Each line below should be retyped exactly, with no pictures.

##### Entries supplied #####

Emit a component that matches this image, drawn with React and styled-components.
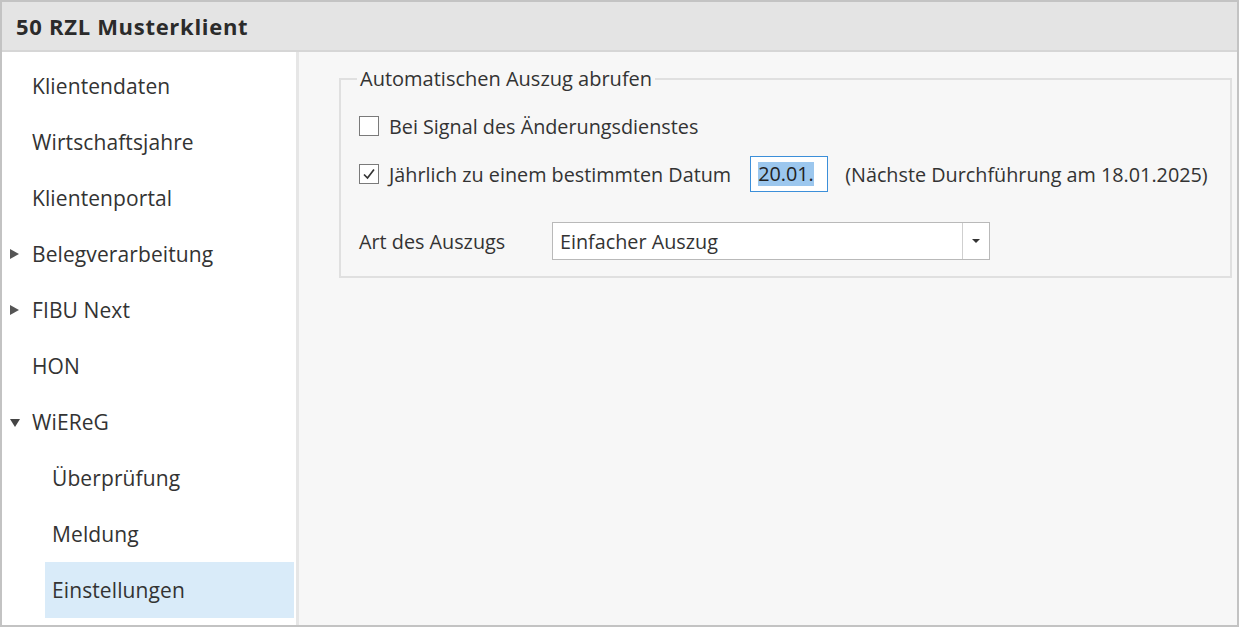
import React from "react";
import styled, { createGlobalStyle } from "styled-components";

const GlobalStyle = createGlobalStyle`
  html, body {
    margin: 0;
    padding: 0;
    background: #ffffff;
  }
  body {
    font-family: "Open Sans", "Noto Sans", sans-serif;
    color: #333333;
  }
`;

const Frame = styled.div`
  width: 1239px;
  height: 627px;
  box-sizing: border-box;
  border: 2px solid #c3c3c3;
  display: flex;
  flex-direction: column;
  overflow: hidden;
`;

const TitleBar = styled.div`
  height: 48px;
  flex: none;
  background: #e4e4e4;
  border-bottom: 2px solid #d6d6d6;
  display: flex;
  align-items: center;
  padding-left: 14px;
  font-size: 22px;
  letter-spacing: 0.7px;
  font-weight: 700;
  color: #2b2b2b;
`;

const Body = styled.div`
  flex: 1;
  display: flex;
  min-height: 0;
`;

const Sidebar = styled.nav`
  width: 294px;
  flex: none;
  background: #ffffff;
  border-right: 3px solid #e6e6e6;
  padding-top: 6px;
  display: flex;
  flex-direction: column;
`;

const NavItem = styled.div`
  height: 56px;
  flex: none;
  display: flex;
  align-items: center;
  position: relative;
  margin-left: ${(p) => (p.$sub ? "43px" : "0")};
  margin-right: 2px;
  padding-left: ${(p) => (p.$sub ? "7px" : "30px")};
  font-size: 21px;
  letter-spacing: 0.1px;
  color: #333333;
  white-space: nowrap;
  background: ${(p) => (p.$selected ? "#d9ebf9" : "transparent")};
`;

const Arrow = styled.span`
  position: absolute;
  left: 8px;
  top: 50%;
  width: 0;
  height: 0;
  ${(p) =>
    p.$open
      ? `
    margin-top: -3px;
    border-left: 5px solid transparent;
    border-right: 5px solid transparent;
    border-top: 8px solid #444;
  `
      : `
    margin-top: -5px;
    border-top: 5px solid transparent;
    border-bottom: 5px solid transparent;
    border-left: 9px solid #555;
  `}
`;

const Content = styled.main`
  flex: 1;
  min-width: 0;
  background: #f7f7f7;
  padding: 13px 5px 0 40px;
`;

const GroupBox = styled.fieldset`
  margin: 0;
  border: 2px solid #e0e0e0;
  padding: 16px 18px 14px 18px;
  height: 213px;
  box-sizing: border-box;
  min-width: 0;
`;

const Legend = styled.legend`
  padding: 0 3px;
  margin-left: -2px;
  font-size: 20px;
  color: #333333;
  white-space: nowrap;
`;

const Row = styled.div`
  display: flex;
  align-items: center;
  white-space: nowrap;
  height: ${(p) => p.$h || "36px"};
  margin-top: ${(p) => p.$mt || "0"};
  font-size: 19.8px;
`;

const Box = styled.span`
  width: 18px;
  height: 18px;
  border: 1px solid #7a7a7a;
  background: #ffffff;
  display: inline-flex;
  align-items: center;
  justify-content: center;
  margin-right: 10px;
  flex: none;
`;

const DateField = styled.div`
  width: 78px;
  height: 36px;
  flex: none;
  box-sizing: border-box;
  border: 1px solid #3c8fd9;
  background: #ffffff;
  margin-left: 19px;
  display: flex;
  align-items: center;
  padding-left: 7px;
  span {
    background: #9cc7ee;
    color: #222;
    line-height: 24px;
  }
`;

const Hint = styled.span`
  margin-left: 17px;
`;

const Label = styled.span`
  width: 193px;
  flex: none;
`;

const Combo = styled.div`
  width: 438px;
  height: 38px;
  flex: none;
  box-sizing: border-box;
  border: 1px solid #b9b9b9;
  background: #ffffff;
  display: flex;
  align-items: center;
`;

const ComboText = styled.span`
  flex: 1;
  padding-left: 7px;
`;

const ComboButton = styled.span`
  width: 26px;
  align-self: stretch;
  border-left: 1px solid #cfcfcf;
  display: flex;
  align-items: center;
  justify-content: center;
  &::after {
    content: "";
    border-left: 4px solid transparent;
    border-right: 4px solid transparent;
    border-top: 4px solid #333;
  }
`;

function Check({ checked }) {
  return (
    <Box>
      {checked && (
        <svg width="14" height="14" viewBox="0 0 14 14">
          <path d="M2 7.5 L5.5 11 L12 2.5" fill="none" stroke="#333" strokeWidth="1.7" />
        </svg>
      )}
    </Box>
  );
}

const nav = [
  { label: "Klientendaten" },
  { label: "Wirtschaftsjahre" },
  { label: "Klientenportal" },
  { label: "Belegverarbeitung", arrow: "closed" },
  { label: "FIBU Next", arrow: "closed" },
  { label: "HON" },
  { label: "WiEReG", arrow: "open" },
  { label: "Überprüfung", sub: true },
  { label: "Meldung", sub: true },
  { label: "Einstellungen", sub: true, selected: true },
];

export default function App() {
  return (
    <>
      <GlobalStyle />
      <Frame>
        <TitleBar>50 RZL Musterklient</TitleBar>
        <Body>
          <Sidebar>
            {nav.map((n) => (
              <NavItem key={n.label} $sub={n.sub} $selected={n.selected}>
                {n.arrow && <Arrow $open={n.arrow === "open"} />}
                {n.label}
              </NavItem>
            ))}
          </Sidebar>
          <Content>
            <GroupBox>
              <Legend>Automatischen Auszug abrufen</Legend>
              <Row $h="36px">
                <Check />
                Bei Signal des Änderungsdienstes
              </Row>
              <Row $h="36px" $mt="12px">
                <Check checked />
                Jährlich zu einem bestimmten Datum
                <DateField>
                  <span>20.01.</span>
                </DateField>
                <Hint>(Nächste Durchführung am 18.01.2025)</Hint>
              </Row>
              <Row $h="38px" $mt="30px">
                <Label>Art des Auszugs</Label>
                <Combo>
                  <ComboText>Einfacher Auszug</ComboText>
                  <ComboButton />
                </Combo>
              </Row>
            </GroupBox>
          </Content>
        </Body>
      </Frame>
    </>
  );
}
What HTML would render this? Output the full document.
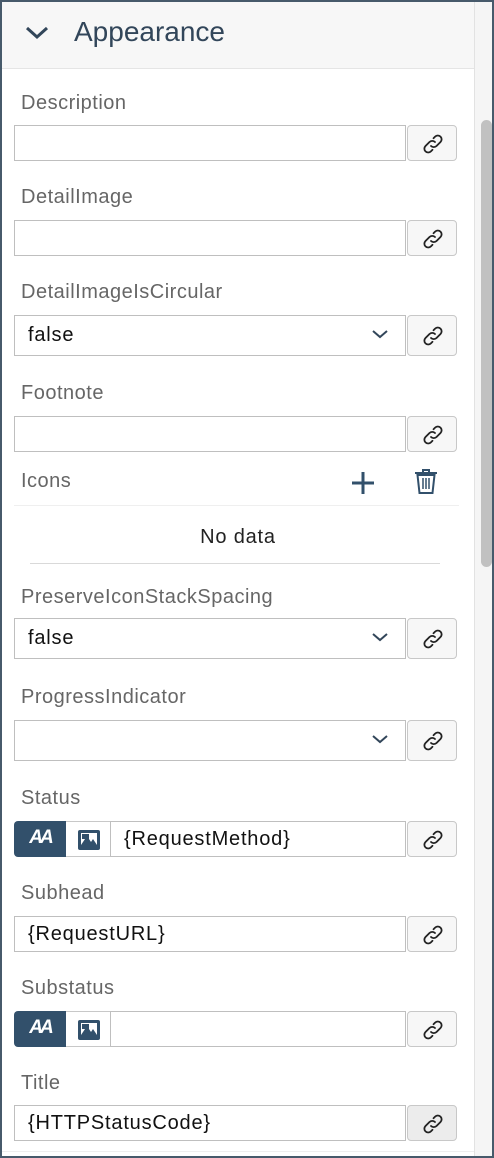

#####

Task response:
Emit a component that matches this image, drawn with React and styled-components.
import React from "react";
import styled, { createGlobalStyle } from "styled-components";

const GlobalStyle = createGlobalStyle`
  html, body {
    margin: 0;
    padding: 0;
    background: #ffffff;
  }
  body {
    font-family: "Open Sans", "Noto Sans", sans-serif;
    color: #333333;
  }
`;

const Frame = styled.div`
  width: 1239px;
  height: 627px;
  box-sizing: border-box;
  border: 2px solid #c3c3c3;
  display: flex;
  flex-direction: column;
  overflow: hidden;
`;

const TitleBar = styled.div`
  height: 48px;
  flex: none;
  background: #e4e4e4;
  border-bottom: 2px solid #d6d6d6;
  display: flex;
  align-items: center;
  padding-left: 14px;
  font-size: 22px;
  letter-spacing: 0.7px;
  font-weight: 700;
  color: #2b2b2b;
`;

const Body = styled.div`
  flex: 1;
  display: flex;
  min-height: 0;
`;

const Sidebar = styled.nav`
  width: 294px;
  flex: none;
  background: #ffffff;
  border-right: 3px solid #e6e6e6;
  padding-top: 6px;
  display: flex;
  flex-direction: column;
`;

const NavItem = styled.div`
  height: 56px;
  flex: none;
  display: flex;
  align-items: center;
  position: relative;
  margin-left: ${(p) => (p.$sub ? "43px" : "0")};
  margin-right: 2px;
  padding-left: ${(p) => (p.$sub ? "7px" : "30px")};
  font-size: 21px;
  letter-spacing: 0.1px;
  color: #333333;
  white-space: nowrap;
  background: ${(p) => (p.$selected ? "#d9ebf9" : "transparent")};
`;

const Arrow = styled.span`
  position: absolute;
  left: 8px;
  top: 50%;
  width: 0;
  height: 0;
  ${(p) =>
    p.$open
      ? `
    margin-top: -3px;
    border-left: 5px solid transparent;
    border-right: 5px solid transparent;
    border-top: 8px solid #444;
  `
      : `
    margin-top: -5px;
    border-top: 5px solid transparent;
    border-bottom: 5px solid transparent;
    border-left: 9px solid #555;
  `}
`;

const Content = styled.main`
  flex: 1;
  min-width: 0;
  background: #f7f7f7;
  padding: 13px 5px 0 40px;
`;

const GroupBox = styled.fieldset`
  margin: 0;
  border: 2px solid #e0e0e0;
  padding: 16px 18px 14px 18px;
  height: 213px;
  box-sizing: border-box;
  min-width: 0;
`;

const Legend = styled.legend`
  padding: 0 3px;
  margin-left: -2px;
  font-size: 20px;
  color: #333333;
  white-space: nowrap;
`;

const Row = styled.div`
  display: flex;
  align-items: center;
  white-space: nowrap;
  height: ${(p) => p.$h || "36px"};
  margin-top: ${(p) => p.$mt || "0"};
  font-size: 19.8px;
`;

const Box = styled.span`
  width: 18px;
  height: 18px;
  border: 1px solid #7a7a7a;
  background: #ffffff;
  display: inline-flex;
  align-items: center;
  justify-content: center;
  margin-right: 10px;
  flex: none;
`;

const DateField = styled.div`
  width: 78px;
  height: 36px;
  flex: none;
  box-sizing: border-box;
  border: 1px solid #3c8fd9;
  background: #ffffff;
  margin-left: 19px;
  display: flex;
  align-items: center;
  padding-left: 7px;
  span {
    background: #9cc7ee;
    color: #222;
    line-height: 24px;
  }
`;

const Hint = styled.span`
  margin-left: 17px;
`;

const Label = styled.span`
  width: 193px;
  flex: none;
`;

const Combo = styled.div`
  width: 438px;
  height: 38px;
  flex: none;
  box-sizing: border-box;
  border: 1px solid #b9b9b9;
  background: #ffffff;
  display: flex;
  align-items: center;
`;

const ComboText = styled.span`
  flex: 1;
  padding-left: 7px;
`;

const ComboButton = styled.span`
  width: 26px;
  align-self: stretch;
  border-left: 1px solid #cfcfcf;
  display: flex;
  align-items: center;
  justify-content: center;
  &::after {
    content: "";
    border-left: 4px solid transparent;
    border-right: 4px solid transparent;
    border-top: 4px solid #333;
  }
`;

function Check({ checked }) {
  return (
    <Box>
      {checked && (
        <svg width="14" height="14" viewBox="0 0 14 14">
          <path d="M2 7.5 L5.5 11 L12 2.5" fill="none" stroke="#333" strokeWidth="1.7" />
        </svg>
      )}
    </Box>
  );
}

const nav = [
  { label: "Klientendaten" },
  { label: "Wirtschaftsjahre" },
  { label: "Klientenportal" },
  { label: "Belegverarbeitung", arrow: "closed" },
  { label: "FIBU Next", arrow: "closed" },
  { label: "HON" },
  { label: "WiEReG", arrow: "open" },
  { label: "Überprüfung", sub: true },
  { label: "Meldung", sub: true },
  { label: "Einstellungen", sub: true, selected: true },
];

export default function App() {
  return (
    <>
      <GlobalStyle />
      <Frame>
        <TitleBar>50 RZL Musterklient</TitleBar>
        <Body>
          <Sidebar>
            {nav.map((n) => (
              <NavItem key={n.label} $sub={n.sub} $selected={n.selected}>
                {n.arrow && <Arrow $open={n.arrow === "open"} />}
                {n.label}
              </NavItem>
            ))}
          </Sidebar>
          <Content>
            <GroupBox>
              <Legend>Automatischen Auszug abrufen</Legend>
              <Row $h="36px">
                <Check />
                Bei Signal des Änderungsdienstes
              </Row>
              <Row $h="36px" $mt="12px">
                <Check checked />
                Jährlich zu einem bestimmten Datum
                <DateField>
                  <span>20.01.</span>
                </DateField>
                <Hint>(Nächste Durchführung am 18.01.2025)</Hint>
              </Row>
              <Row $h="38px" $mt="30px">
                <Label>Art des Auszugs</Label>
                <Combo>
                  <ComboText>Einfacher Auszug</ComboText>
                  <ComboButton />
                </Combo>
              </Row>
            </GroupBox>
          </Content>
        </Body>
      </Frame>
    </>
  );
}
What HTML would render this? Output the full document.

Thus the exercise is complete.